TEL Solar owns the patent for the double junction thin film silicon technology from 1993. Micromorph is the brand name describing the amorphous/microcrystalline silicon tandem cell. The two junctions consist of the amorphous silicon (a-Si) top cell and the microcrystalline silicon (μc-Si) bottom cell. TEL Solar was the first to integrate boron doped zinc oxyde deposited by low pressure chemical vapour deposition (LPCVD) as the transparent conductive oxide layer, and the first to commercialize the high-efficiency Micromorph process. The majority of its customers upgraded from amorphous single junction to micromorph (double junction, or tandem cell) technology. The installed production capacity at its customer sites cumulates to one gigawatt.

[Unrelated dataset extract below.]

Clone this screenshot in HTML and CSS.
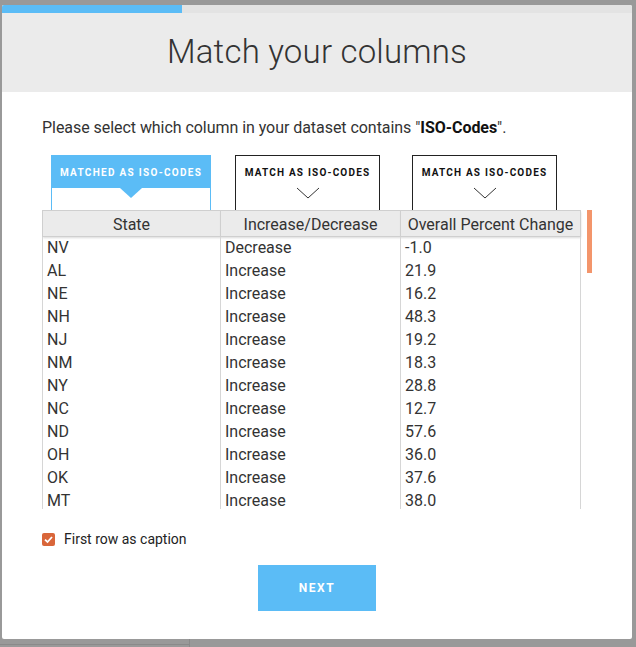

The company maintains sales and service centers in the US, Europe, China, Taiwan, Korea, Singapore and Japan.

In January 2014, Tokyo Electron Ltd announced the closure of its micromorph technology development program it acquired from Oerlikon, while in July 2014, TEL Solar announced a new efficiency record for its micromorph module concept, with an independently certified solar conversion efficiency of 12.24%. TEL Solar's president, Kiyoshi Sato, noted: "Despite our decision to discontinue the solar business we are proud of the last result from our development team having achieved target and new world record."

== Market segment ==

TEL Solar is a provider of thin-film silicon PV module production equipment, end-to-end fabrication lines, process technology and services, for the automated mass-production of such modules.

== Grid parity ==

TEL Solar is currently offering equipment that produce PV panels that are 1.4 square meters in size, have a module efficiency of 10.8%, and a module production cost of US$0.50/watt. in 2012, TEL Solar emphasized that it had doubled the annual output of its standard manufacturing line and reduced the expected cost of ownership by over 50% over the past three years. These improvements were seen to put TEL Solars customers in a position to offer panels at a price that enable solar energy to be sold at prices comparable to retail electricity rates in regions such as Southern Europe and California.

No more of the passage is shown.